** begin The records **
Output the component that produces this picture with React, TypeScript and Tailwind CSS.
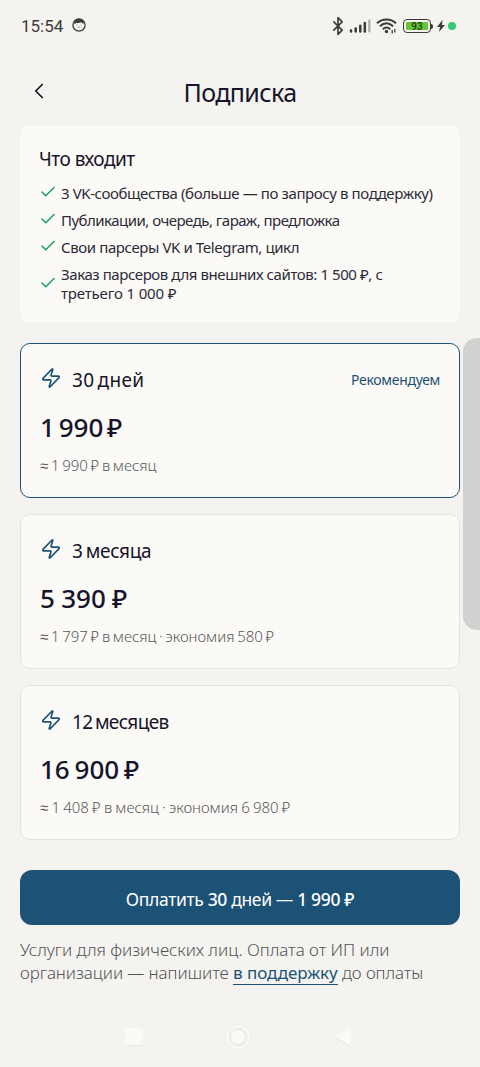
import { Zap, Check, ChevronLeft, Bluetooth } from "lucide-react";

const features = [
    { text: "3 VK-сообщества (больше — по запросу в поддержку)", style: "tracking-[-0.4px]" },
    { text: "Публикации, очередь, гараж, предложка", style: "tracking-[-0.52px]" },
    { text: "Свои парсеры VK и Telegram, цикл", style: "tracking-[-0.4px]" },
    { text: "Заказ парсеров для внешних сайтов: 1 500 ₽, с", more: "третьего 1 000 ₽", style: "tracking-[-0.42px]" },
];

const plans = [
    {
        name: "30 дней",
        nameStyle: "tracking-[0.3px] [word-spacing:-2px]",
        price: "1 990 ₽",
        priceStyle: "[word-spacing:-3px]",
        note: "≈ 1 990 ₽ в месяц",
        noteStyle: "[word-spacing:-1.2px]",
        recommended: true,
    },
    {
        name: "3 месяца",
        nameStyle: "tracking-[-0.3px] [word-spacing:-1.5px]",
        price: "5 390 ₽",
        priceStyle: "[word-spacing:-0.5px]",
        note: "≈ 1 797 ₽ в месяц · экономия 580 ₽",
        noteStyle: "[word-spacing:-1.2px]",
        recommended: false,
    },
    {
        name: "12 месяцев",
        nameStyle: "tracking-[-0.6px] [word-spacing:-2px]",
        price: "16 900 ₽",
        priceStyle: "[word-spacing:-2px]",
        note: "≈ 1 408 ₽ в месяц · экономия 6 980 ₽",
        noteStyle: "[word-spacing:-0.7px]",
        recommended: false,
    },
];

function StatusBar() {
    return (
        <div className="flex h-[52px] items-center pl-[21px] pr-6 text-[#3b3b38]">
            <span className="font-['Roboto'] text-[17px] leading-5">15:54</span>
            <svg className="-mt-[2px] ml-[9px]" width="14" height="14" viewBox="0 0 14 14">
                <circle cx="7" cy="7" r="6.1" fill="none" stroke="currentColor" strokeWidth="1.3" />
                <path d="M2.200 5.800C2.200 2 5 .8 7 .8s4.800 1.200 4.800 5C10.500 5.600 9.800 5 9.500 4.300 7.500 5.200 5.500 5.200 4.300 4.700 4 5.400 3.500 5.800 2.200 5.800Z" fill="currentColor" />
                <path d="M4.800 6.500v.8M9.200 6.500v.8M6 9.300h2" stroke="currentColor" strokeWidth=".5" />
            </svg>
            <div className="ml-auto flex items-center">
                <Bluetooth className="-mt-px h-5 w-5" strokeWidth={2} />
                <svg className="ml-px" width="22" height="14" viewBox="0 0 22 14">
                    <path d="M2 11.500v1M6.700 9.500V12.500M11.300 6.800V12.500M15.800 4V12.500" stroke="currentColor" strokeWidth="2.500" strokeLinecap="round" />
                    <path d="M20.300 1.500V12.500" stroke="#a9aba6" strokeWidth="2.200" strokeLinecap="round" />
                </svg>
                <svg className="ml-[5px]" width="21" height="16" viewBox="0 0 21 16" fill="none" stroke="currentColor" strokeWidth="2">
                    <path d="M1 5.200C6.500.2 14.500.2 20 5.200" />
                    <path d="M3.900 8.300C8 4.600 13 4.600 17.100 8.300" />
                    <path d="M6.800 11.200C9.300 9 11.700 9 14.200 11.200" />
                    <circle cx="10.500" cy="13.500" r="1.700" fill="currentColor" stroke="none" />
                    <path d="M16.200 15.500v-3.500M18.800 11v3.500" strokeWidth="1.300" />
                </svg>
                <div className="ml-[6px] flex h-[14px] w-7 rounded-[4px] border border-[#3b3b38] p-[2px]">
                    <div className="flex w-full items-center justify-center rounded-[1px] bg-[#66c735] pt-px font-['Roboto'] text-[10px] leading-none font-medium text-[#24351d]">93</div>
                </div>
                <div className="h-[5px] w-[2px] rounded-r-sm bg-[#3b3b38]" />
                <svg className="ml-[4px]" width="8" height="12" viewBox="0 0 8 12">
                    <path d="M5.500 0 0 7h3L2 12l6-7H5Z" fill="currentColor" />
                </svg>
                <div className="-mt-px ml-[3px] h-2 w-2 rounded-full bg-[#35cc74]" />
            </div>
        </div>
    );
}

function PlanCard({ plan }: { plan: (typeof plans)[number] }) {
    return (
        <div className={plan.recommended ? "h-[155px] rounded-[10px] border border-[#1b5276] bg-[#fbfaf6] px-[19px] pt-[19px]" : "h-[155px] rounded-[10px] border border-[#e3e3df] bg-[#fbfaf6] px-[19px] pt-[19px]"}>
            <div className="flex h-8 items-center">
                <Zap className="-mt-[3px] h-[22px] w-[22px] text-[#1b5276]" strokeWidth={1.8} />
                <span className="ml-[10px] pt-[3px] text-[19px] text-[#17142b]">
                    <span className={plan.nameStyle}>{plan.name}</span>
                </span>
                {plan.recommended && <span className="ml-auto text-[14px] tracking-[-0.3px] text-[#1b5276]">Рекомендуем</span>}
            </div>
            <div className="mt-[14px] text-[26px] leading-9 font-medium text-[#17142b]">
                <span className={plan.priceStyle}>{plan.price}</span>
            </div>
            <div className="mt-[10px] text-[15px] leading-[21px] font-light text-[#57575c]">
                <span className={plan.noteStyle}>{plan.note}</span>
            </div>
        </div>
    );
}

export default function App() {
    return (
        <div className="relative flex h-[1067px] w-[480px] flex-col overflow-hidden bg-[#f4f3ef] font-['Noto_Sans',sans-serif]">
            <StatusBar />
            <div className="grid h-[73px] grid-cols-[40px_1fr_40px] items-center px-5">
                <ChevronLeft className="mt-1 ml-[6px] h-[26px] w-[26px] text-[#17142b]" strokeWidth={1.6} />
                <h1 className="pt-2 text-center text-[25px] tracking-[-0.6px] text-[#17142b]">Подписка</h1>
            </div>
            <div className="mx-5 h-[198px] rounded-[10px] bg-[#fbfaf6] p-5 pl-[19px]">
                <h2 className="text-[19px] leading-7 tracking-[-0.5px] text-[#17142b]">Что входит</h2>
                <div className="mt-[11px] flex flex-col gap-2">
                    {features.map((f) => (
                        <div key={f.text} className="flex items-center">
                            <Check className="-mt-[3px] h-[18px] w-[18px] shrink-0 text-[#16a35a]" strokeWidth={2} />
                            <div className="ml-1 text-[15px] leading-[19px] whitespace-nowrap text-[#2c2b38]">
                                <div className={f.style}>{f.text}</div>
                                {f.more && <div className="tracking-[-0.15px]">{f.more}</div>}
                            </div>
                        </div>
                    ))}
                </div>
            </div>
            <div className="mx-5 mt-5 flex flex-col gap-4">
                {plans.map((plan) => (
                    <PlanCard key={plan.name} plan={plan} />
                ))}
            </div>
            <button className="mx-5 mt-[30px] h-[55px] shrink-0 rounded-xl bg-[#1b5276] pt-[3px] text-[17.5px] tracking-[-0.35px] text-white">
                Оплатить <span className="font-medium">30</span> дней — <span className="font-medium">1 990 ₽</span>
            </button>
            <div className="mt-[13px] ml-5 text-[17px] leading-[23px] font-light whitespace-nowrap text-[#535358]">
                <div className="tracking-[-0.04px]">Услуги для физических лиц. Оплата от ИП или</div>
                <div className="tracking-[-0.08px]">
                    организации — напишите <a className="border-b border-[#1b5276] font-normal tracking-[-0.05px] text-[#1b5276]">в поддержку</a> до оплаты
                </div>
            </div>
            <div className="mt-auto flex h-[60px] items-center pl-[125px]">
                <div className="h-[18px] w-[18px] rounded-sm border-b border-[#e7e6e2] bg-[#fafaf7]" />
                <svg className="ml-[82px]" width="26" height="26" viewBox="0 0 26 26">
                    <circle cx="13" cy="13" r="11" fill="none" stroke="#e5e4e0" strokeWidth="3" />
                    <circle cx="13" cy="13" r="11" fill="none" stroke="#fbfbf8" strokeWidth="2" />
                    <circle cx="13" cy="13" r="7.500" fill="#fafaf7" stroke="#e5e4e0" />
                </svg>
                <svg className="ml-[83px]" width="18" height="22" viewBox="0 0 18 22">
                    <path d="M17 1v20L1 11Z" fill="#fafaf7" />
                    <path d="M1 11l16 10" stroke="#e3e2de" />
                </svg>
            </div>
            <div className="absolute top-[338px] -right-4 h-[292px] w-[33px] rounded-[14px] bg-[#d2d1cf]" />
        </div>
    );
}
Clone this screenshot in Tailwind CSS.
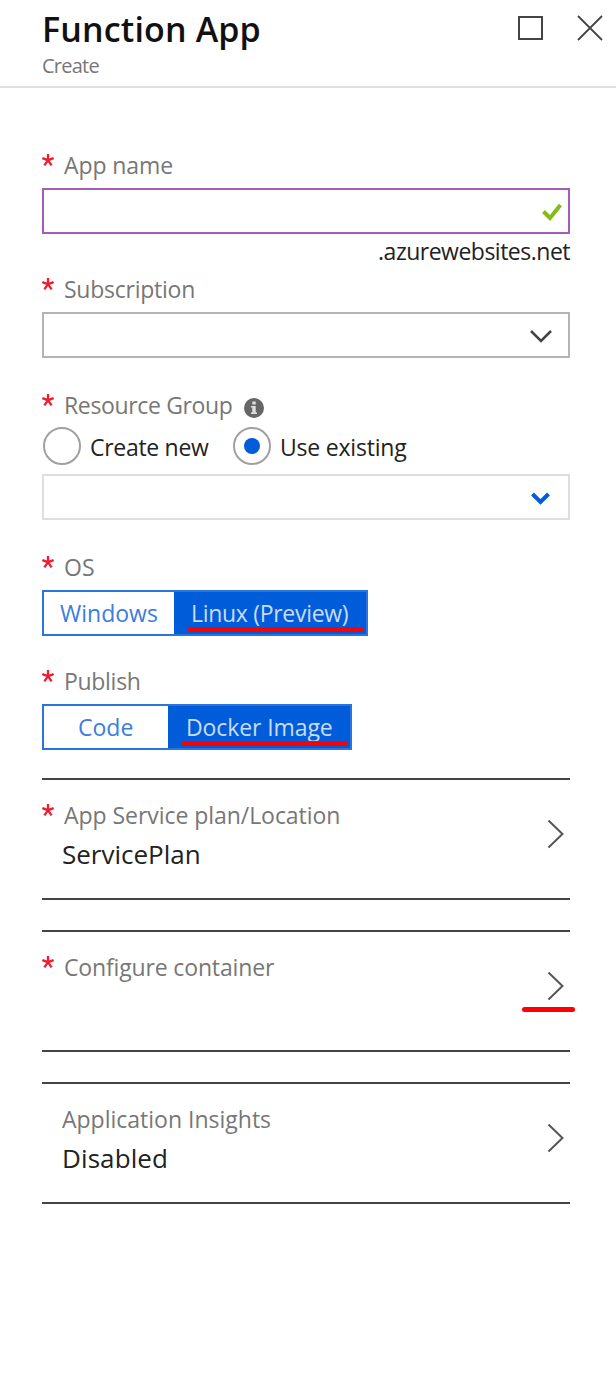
** end The records **
| Set task |
Copy each line above that contains the word "this".

| Exercise result |
Output the component that produces this picture with React, TypeScript and Tailwind CSS.
Clone this screenshot in Tailwind CSS.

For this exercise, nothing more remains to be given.